Quote each line of the material verbatim, without the pictures.

▸ **COLLECTED DATA**

== == ==

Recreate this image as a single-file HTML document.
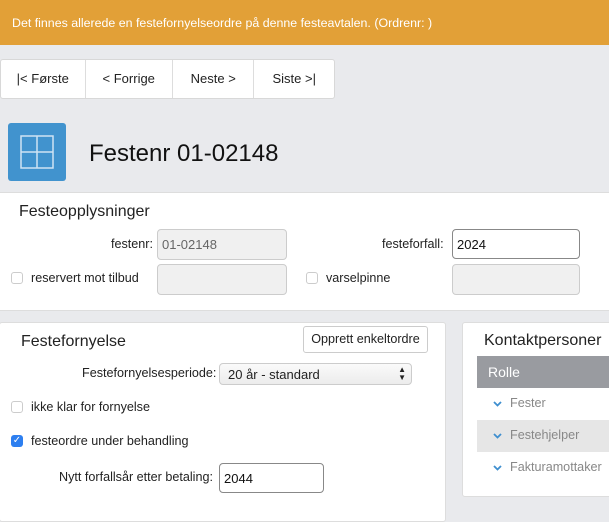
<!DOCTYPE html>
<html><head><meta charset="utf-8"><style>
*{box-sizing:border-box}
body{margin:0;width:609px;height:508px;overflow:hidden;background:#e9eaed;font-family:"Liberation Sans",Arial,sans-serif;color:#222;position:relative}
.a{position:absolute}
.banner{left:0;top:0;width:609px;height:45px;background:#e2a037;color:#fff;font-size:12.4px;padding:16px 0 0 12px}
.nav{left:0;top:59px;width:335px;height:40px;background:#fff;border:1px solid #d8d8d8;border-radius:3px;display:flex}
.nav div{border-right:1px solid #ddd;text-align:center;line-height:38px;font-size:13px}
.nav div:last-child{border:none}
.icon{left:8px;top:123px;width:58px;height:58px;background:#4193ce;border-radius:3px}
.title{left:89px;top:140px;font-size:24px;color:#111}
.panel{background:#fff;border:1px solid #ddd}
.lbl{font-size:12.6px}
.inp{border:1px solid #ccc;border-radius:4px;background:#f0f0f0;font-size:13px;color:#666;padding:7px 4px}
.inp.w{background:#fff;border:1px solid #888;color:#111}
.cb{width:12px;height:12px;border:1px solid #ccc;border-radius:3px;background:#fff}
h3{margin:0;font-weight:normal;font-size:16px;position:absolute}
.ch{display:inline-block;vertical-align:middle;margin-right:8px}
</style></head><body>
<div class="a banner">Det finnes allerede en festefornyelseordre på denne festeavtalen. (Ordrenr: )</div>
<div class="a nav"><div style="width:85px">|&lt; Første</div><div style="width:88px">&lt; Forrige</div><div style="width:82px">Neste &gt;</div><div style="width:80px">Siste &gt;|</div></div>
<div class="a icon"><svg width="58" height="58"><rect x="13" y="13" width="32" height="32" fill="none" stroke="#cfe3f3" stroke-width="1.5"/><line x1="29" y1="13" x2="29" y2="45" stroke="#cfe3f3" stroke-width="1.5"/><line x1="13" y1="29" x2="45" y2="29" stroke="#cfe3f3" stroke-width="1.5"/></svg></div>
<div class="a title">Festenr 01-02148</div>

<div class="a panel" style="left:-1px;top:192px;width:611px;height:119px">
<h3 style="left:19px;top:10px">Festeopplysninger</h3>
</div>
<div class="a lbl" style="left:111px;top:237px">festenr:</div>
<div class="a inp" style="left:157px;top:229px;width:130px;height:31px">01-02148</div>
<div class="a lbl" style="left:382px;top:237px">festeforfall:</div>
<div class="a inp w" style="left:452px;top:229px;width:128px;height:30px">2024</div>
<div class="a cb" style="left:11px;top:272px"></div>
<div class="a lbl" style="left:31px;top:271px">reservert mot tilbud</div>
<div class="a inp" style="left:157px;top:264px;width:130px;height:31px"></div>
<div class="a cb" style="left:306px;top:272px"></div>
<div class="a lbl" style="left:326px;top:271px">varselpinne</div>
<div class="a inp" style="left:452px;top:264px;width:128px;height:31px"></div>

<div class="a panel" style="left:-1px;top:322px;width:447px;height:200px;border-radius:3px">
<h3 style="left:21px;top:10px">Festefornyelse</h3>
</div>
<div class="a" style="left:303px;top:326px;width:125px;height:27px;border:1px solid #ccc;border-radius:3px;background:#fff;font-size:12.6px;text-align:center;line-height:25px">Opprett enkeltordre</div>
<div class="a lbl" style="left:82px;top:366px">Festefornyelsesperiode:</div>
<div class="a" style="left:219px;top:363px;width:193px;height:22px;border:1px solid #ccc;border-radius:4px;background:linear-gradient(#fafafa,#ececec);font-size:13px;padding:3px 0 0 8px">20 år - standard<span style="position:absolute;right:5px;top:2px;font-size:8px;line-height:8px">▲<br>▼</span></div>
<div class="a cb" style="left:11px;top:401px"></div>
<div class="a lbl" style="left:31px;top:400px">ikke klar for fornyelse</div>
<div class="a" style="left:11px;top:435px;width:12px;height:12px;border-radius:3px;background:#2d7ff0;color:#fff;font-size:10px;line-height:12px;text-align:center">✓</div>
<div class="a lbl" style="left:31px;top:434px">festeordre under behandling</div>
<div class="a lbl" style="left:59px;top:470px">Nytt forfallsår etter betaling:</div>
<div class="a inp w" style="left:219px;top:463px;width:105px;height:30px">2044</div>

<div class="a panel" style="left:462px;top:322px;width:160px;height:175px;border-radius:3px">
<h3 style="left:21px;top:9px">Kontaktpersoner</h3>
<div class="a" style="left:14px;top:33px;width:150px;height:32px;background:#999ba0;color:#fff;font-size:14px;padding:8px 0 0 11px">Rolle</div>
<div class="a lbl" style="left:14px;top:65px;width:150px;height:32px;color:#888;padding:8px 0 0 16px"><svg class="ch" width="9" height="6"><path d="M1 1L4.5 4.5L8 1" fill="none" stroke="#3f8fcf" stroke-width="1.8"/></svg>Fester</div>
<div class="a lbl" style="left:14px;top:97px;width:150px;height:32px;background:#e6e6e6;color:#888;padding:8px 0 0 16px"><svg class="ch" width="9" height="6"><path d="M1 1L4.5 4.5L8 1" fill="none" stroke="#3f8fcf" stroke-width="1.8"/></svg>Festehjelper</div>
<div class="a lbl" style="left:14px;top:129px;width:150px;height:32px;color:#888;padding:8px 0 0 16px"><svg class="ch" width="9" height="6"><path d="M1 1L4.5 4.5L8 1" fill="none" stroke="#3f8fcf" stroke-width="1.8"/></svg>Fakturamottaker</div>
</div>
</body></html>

== == ==

▸ **WRITTEN ANSWER**
Recreate this image as a single-file HTML document.
<!DOCTYPE html>
<html><head><meta charset="utf-8"><style>
*{box-sizing:border-box}
body{margin:0;width:609px;height:508px;overflow:hidden;background:#e9eaed;font-family:"Liberation Sans",Arial,sans-serif;color:#222;position:relative}
.a{position:absolute}
.banner{left:0;top:0;width:609px;height:45px;background:#e2a037;color:#fff;font-size:12.4px;padding:16px 0 0 12px}
.nav{left:0;top:59px;width:335px;height:40px;background:#fff;border:1px solid #d8d8d8;border-radius:3px;display:flex}
.nav div{border-right:1px solid #ddd;text-align:center;line-height:38px;font-size:13px}
.nav div:last-child{border:none}
.icon{left:8px;top:123px;width:58px;height:58px;background:#4193ce;border-radius:3px}
.title{left:89px;top:140px;font-size:24px;color:#111}
.panel{background:#fff;border:1px solid #ddd}
.lbl{font-size:12.6px}
.inp{border:1px solid #ccc;border-radius:4px;background:#f0f0f0;font-size:13px;color:#666;padding:7px 4px}
.inp.w{background:#fff;border:1px solid #888;color:#111}
.cb{width:12px;height:12px;border:1px solid #ccc;border-radius:3px;background:#fff}
h3{margin:0;font-weight:normal;font-size:16px;position:absolute}
.ch{display:inline-block;vertical-align:middle;margin-right:8px}
</style></head><body>
<div class="a banner">Det finnes allerede en festefornyelseordre på denne festeavtalen. (Ordrenr: )</div>
<div class="a nav"><div style="width:85px">|&lt; Første</div><div style="width:88px">&lt; Forrige</div><div style="width:82px">Neste &gt;</div><div style="width:80px">Siste &gt;|</div></div>
<div class="a icon"><svg width="58" height="58"><rect x="13" y="13" width="32" height="32" fill="none" stroke="#cfe3f3" stroke-width="1.5"/><line x1="29" y1="13" x2="29" y2="45" stroke="#cfe3f3" stroke-width="1.5"/><line x1="13" y1="29" x2="45" y2="29" stroke="#cfe3f3" stroke-width="1.5"/></svg></div>
<div class="a title">Festenr 01-02148</div>

<div class="a panel" style="left:-1px;top:192px;width:611px;height:119px">
<h3 style="left:19px;top:10px">Festeopplysninger</h3>
</div>
<div class="a lbl" style="left:111px;top:237px">festenr:</div>
<div class="a inp" style="left:157px;top:229px;width:130px;height:31px">01-02148</div>
<div class="a lbl" style="left:382px;top:237px">festeforfall:</div>
<div class="a inp w" style="left:452px;top:229px;width:128px;height:30px">2024</div>
<div class="a cb" style="left:11px;top:272px"></div>
<div class="a lbl" style="left:31px;top:271px">reservert mot tilbud</div>
<div class="a inp" style="left:157px;top:264px;width:130px;height:31px"></div>
<div class="a cb" style="left:306px;top:272px"></div>
<div class="a lbl" style="left:326px;top:271px">varselpinne</div>
<div class="a inp" style="left:452px;top:264px;width:128px;height:31px"></div>

<div class="a panel" style="left:-1px;top:322px;width:447px;height:200px;border-radius:3px">
<h3 style="left:21px;top:10px">Festefornyelse</h3>
</div>
<div class="a" style="left:303px;top:326px;width:125px;height:27px;border:1px solid #ccc;border-radius:3px;background:#fff;font-size:12.6px;text-align:center;line-height:25px">Opprett enkeltordre</div>
<div class="a lbl" style="left:82px;top:366px">Festefornyelsesperiode:</div>
<div class="a" style="left:219px;top:363px;width:193px;height:22px;border:1px solid #ccc;border-radius:4px;background:linear-gradient(#fafafa,#ececec);font-size:13px;padding:3px 0 0 8px">20 år - standard<span style="position:absolute;right:5px;top:2px;font-size:8px;line-height:8px">▲<br>▼</span></div>
<div class="a cb" style="left:11px;top:401px"></div>
<div class="a lbl" style="left:31px;top:400px">ikke klar for fornyelse</div>
<div class="a" style="left:11px;top:435px;width:12px;height:12px;border-radius:3px;background:#2d7ff0;color:#fff;font-size:10px;line-height:12px;text-align:center">✓</div>
<div class="a lbl" style="left:31px;top:434px">festeordre under behandling</div>
<div class="a lbl" style="left:59px;top:470px">Nytt forfallsår etter betaling:</div>
<div class="a inp w" style="left:219px;top:463px;width:105px;height:30px">2044</div>

<div class="a panel" style="left:462px;top:322px;width:160px;height:175px;border-radius:3px">
<h3 style="left:21px;top:9px">Kontaktpersoner</h3>
<div class="a" style="left:14px;top:33px;width:150px;height:32px;background:#999ba0;color:#fff;font-size:14px;padding:8px 0 0 11px">Rolle</div>
<div class="a lbl" style="left:14px;top:65px;width:150px;height:32px;color:#888;padding:8px 0 0 16px"><svg class="ch" width="9" height="6"><path d="M1 1L4.5 4.5L8 1" fill="none" stroke="#3f8fcf" stroke-width="1.8"/></svg>Fester</div>
<div class="a lbl" style="left:14px;top:97px;width:150px;height:32px;background:#e6e6e6;color:#888;padding:8px 0 0 16px"><svg class="ch" width="9" height="6"><path d="M1 1L4.5 4.5L8 1" fill="none" stroke="#3f8fcf" stroke-width="1.8"/></svg>Festehjelper</div>
<div class="a lbl" style="left:14px;top:129px;width:150px;height:32px;color:#888;padding:8px 0 0 16px"><svg class="ch" width="9" height="6"><path d="M1 1L4.5 4.5L8 1" fill="none" stroke="#3f8fcf" stroke-width="1.8"/></svg>Fakturamottaker</div>
</div>
</body></html>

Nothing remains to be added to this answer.